- Born: Mexico
- Occupations: Activist, commentator
- Organization: Latinos for Trump (former)
- Known for: Comments about "taco trucks on every corner"
- Movement: American conservatism, Trumpism (former)

= Marco Gutierrez =

American conservative activist

Marco Gutierrez is a Mexican-born American conservative political activist and co-founder of Latinos for Trump, an online organization dedicated to promoting the candidacy of Donald Trump in the 2016 U.S. presidential election. In July 2016, Gutierrez said that this group had 20,000 members. He gained significant media attention in September 2016 when he said on MSNBC that the spread of Latino culture in the United States, if it was not stopped, would lead to "taco trucks on every corner".

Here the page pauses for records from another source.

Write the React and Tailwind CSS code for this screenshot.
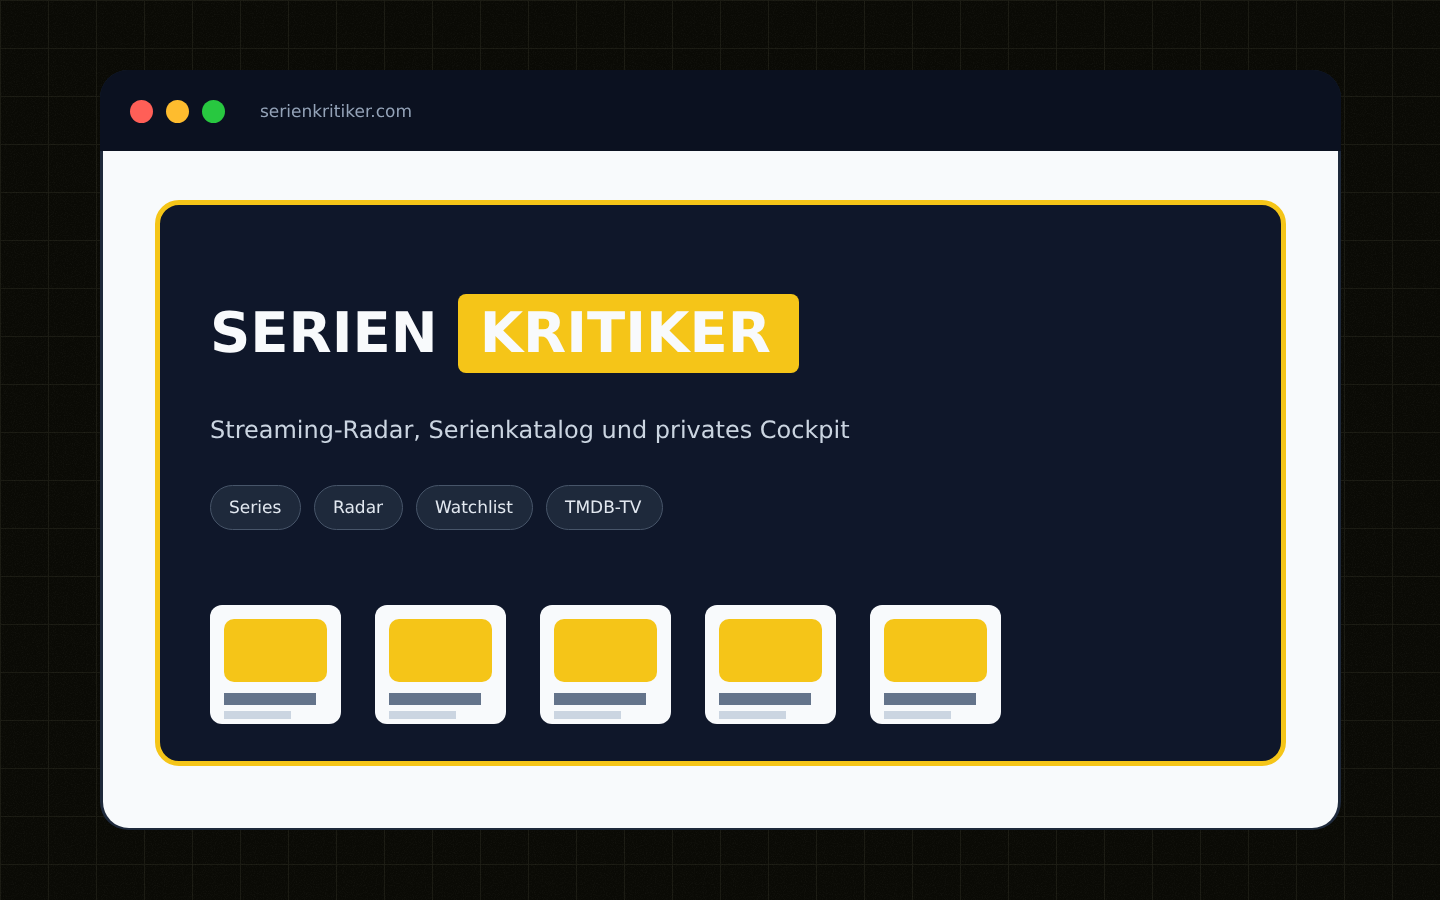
const pills = [
  { label: "Series", width: "w-[91px]" },
  { label: "Radar", width: "w-[89px]" },
  { label: "Watchlist", width: "w-[117px]" },
  { label: "TMDB-TV", width: "w-[117px]" },
];
const cards = [1, 2, 3, 4, 5];

function App() {
  return (
    <div className="relative h-[900px] w-[1440px] overflow-hidden bg-[#0a0a05] bg-[linear-gradient(#1a1a12_1px,transparent_1px),linear-gradient(90deg,#1a1a12_1px,transparent_1px)] bg-[size:48px_48px] pt-[70px] pl-[100px] font-['DejaVu_Sans',sans-serif] [text-rendering:geometricPrecision]">
      {/* speckle on the page background */}
      <svg className="absolute inset-0 opacity-[0.05]" width="1440" height="900">
        <filter id="speckle">
          <feTurbulence type="fractalNoise" baseFrequency="0.9" numOctaves="2" />
          <feColorMatrix values="0 0 0 0 1  0 0 0 0 1  0 0 0 0 0.9  0 0 0 1.6 -0.7" />
        </filter>
        <rect width="1440" height="900" filter="url(#speckle)" />
      </svg>
      <div className="relative flex h-[760px] w-[1241px] flex-col overflow-hidden rounded-[28px] bg-[#1e293b] will-change-transform">
        <div className="flex h-[81px] shrink-0 items-center bg-[#0b1120] pt-[2px] pl-[30px]">
          <div className="flex gap-[13px]">
            <span className="h-[23px] w-[23px] rounded-full bg-[#ff5f57]" />
            <span className="h-[23px] w-[23px] rounded-full bg-[#febc2e]" />
            <span className="h-[23px] w-[23px] rounded-full bg-[#28c840]" />
          </div>
          <span className="ml-[35px] text-[17px] leading-[24px] text-[#94a3b8]">serienkritiker.com</span>
        </div>
        <div className="mx-[3px] mb-[2px] flex-1 rounded-b-[26px] bg-[#f8fafc] pt-[49px] pl-[52px]">
          <div className="h-[566px] w-[1131px] rounded-[24px] border-[5px] border-[#f5c518] bg-[#0f172a] pt-[89px] pl-[50px]">
            <div className="flex items-center">
              <span className="text-[56px] leading-[79px] font-bold text-[#f8fafc]">SERIEN</span>
              <span className="ml-[20px] h-[79px] w-[341px] rounded-[8px] bg-[#f5c518] pl-[22px] text-[56px] leading-[79px] font-bold text-[#f8fafc]">KRITIKER</span>
            </div>
            <p className="mt-[41px] text-[24px] leading-[32px] text-[#cbd5e1]">Streaming-Radar, Serienkatalog und privates Cockpit</p>
            <div className="mt-[39px] flex gap-[13px]">
              {pills.map((pill) => (
                <span key={pill.label} className={`flex h-[45px] items-center rounded-full border border-[#475569] bg-[#1e293b] pt-[2px] pl-[18px] text-[17px] text-[#e2e8f0] ${pill.width}`}>
                  {pill.label}
                </span>
              ))}
            </div>
            <div className="mt-[75px] flex gap-[34px]">
              {cards.map((card) => (
                <div key={card} className="h-[119px] w-[131px] rounded-[12px] bg-[#f8fafc] pt-[14px] pl-[14px]">
                  <div className="h-[63px] w-[103px] rounded-[10px] bg-[#f5c518]" />
                  <div className="mt-[11px] h-[12px] w-[92px] bg-[#64748b]" />
                  <div className="mt-[6px] h-[8px] w-[67px] bg-[#cbd5e1]" />
                </div>
              ))}
            </div>
          </div>
        </div>
      </div>
    </div>
  );
}

export default App;
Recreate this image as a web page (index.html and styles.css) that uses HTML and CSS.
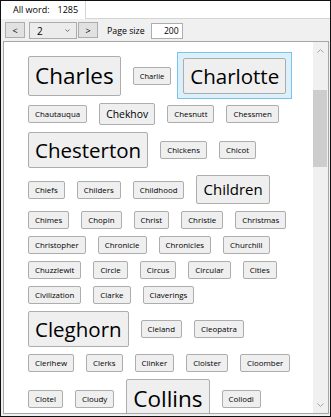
FILE: index.html
```html
<!DOCTYPE html>
<html lang="en">
<head>
    <meta charset="UTF-8">
    <meta name="viewport" content="width=device-width, initial-scale=1.0">
    <title>Word Cloud</title>
    <link rel="stylesheet" href="styles.css">
</head>
<body>
    <div class="window">
        <div class="tab-strip">
            <div class="tab">All word:<span class="tab-count">1285</span></div>
            <div class="tab-fill"></div>
        </div>

        <div class="toolbar">
            <button class="nav-btn">&lt;</button>
            <div class="combo">
                <span>2</span>
                <svg class="combo-arrow" width="5" height="3" viewBox="0 0 5 3">
                    <polyline points="0.5,0.5 2.5,2.5 4.5,0.5" fill="none" stroke="#707070" stroke-width="1"/>
                </svg>
            </div>
            <button class="nav-btn">&gt;</button>
            <span class="toolbar-label">Page size</span>
            <input type="text" class="page-size" value="200">
        </div>

        <div class="panel">
            <div class="words">
                <div class="word-item"><button class="word w-xxl">Charles</button></div>
                <div class="word-item"><button class="word w-xs">Charlie</button></div>
                <div class="word-item is-hover"><button class="word w-xl">Charlotte</button></div>

                <div class="word-item"><button class="word">Chautauqua</button></div>
                <div class="word-item"><button class="word w-m">Chekhov</button></div>
                <div class="word-item"><button class="word">Chesnutt</button></div>
                <div class="word-item"><button class="word">Chessmen</button></div>

                <div class="word-item"><button class="word w-xl">Chesterton</button></div>
                <div class="word-item"><button class="word">Chickens</button></div>
                <div class="word-item"><button class="word">Chicot</button></div>

                <div class="word-item"><button class="word">Chiefs</button></div>
                <div class="word-item"><button class="word">Childers</button></div>
                <div class="word-item"><button class="word">Childhood</button></div>
                <div class="word-item"><button class="word w-l">Children</button></div>

                <div class="word-item"><button class="word">Chimes</button></div>
                <div class="word-item"><button class="word">Chopin</button></div>
                <div class="word-item"><button class="word">Christ</button></div>
                <div class="word-item"><button class="word">Christie</button></div>
                <div class="word-item"><button class="word">Christmas</button></div>

                <div class="word-item"><button class="word">Christopher</button></div>
                <div class="word-item"><button class="word">Chronicle</button></div>
                <div class="word-item"><button class="word">Chronicles</button></div>
                <div class="word-item"><button class="word">Churchill</button></div>

                <div class="word-item"><button class="word">Chuzzlewit</button></div>
                <div class="word-item"><button class="word">Circle</button></div>
                <div class="word-item"><button class="word">Circus</button></div>
                <div class="word-item"><button class="word">Circular</button></div>
                <div class="word-item"><button class="word">Cities</button></div>

                <div class="word-item"><button class="word">Civilization</button></div>
                <div class="word-item"><button class="word">Clarke</button></div>
                <div class="word-item"><button class="word">Claverings</button></div>

                <div class="word-item"><button class="word w-xl">Cleghorn</button></div>
                <div class="word-item"><button class="word">Cleland</button></div>
                <div class="word-item"><button class="word">Cleopatra</button></div>

                <div class="word-item"><button class="word">Clerihew</button></div>
                <div class="word-item"><button class="word">Clerks</button></div>
                <div class="word-item"><button class="word">Clinker</button></div>
                <div class="word-item"><button class="word">Cloister</button></div>
                <div class="word-item"><button class="word">Cloomber</button></div>

                <div class="word-item"><button class="word">Clotel</button></div>
                <div class="word-item"><button class="word">Cloudy</button></div>
                <div class="word-item"><button class="word w-xxl">Collins</button></div>
                <div class="word-item"><button class="word">Collodi</button></div>
            </div>

            <div class="scrollbar">
                <div class="scroll-arrow">
                    <svg width="7" height="4" viewBox="0 0 7 4">
                        <polyline points="0.5,3.5 3.5,0.5 6.5,3.5" fill="none" stroke="#a6a6a6" stroke-width="1"/>
                    </svg>
                </div>
                <div class="scroll-track">
                    <div class="scroll-thumb"></div>
                </div>
                <div class="scroll-arrow">
                    <svg width="7" height="4" viewBox="0 0 7 4">
                        <polyline points="0.5,0.5 3.5,3.5 6.5,0.5" fill="none" stroke="#a6a6a6" stroke-width="1"/>
                    </svg>
                </div>
            </div>
        </div>
    </div>
</body>
</html>
```

FILE: styles.css
```css
* {
    margin: 0;
    padding: 0;
    box-sizing: border-box;
}

body {
    font-family: "Open Sans", "Noto Sans", sans-serif;
    color: #000;
    background: #fff;
}

.window {
    width: 331px;
    height: 417px;
    border: 1px solid #111;
    background: #f0f0f0;
    display: flex;
    flex-direction: column;
}

/* tab header */
.tab-strip {
    display: flex;
    height: 18px;
    background: #fff;
}

.tab {
    width: 85px;
    padding-left: 12px;
    font-size: 9px;
    line-height: 17px;
    background: #fff;
    border-right: 1px solid #d5d5d5;
}

.tab-count {
    margin-left: 8px;
}

.tab-fill {
    flex: 1;
    border-bottom: 1px solid #d5d5d5;
}

/* paging row */
.toolbar {
    height: 22px;
    padding: 3px 0 0 4px;
    display: flex;
    align-items: flex-start;
}

.nav-btn {
    width: 20px;
    height: 16px;
    background: #e1e1e1;
    border: 1px solid #adadad;
    font-family: inherit;
    font-size: 9px;
    line-height: 13px;
    color: #000;
}

.combo {
    width: 48px;
    height: 17px;
    margin: 0 1px 0 4px;
    padding: 0 6px 0 7px;
    background: #ececec;
    border: 1px solid #acacac;
    display: flex;
    align-items: center;
    justify-content: space-between;
    font-size: 10px;
}

.toolbar-label {
    margin-left: 9px;
    font-size: 8.8px;
    line-height: 18px;
}

.page-size {
    width: 32px;
    height: 16px;
    margin: 1px 0 0 6px;
    padding-right: 3px;
    border: 1px solid #abadb3;
    background: #fff;
    font-family: inherit;
    font-size: 8.6px;
    text-align: right;
    outline: none;
}

/* word list */
.panel {
    height: 373px;
    margin: 0 1px 0 2px;
    border: 1px solid #a6a6a6;
    background: #fff;
    display: flex;
    overflow: hidden;
}

.words {
    flex: 1;
    padding: 10px 11px 0 18px;
    display: flex;
    flex-wrap: wrap;
    align-content: flex-start;
    overflow: hidden;
}

.word-item {
    display: flex;
    align-items: center;
    padding: 3px 5px 2px;
    border: 1px solid transparent;
}

.word-item.is-hover {
    background: #dcf0fb;
    border-color: #7cc3ea;
}

.word {
    padding: 0 6px;
    background: #efefef;
    border: 1px solid #adadad;
    border-radius: 2px;
    font-family: inherit;
    font-size: 7.9px;
    line-height: 16px;
    color: #000;
    white-space: nowrap;
}

.w-xs {
    font-size: 7.5px;
}

.w-m {
    font-size: 10.4px;
    line-height: 20px;
}

.w-l {
    font-size: 15px;
    line-height: 27px;
}

.w-xl {
    font-size: 20.5px;
    line-height: 34px;
}

.w-xxl {
    font-size: 22.5px;
    line-height: 38px;
}

/* scrollbar */
.scrollbar {
    width: 15px;
    background: #f0f0f0;
    display: flex;
    flex-direction: column;
}

.scroll-arrow {
    height: 17px;
    display: flex;
    align-items: center;
    justify-content: center;
}

.scroll-track {
    flex: 1;
}

.scroll-thumb {
    height: 77px;
    margin: 31px 1px 0 0;
    background: #cdcdcd;
}
```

During an interview with MSNBC, Gutierrez referred to his Mexican heritage, stating that "My culture is a very dominant culture, and it's imposing and it's causing problems. If you don't do something about it, you're going to have taco trucks on every corner". His remarks subsequently met with both sarcasm and criticism, many mocking the statement on social media and sending #TacosOnEveryCorner to the top of Twitter's list of trending topics. Others expressed concern over his remarks, stating that he was using "coded language that politicians and pundits use to get away with explicitly racist messages — from crime to immigration and terrorism". Taco trucks were used as voter registration-information booths in Houston Texas, and a nationwide Guac the Vote campaign was launched. National Public Radio (NPR) news wrote that taco trucks "now straddle the worlds of political symbol and internet meme". He has also argued that Trump's plan to build a wall on the U.S.-Mexico border is both physical and symbolic, and has praised Trump's leadership abilities.

Gutierrez continued to support Trump during his 2020 reelection campaign, although less enthusiastically. He cited Trump's handling of the pandemic, the lack of advancement on the border wall, and a lack of transparency on Trump's tax returns as reasons for his waning support.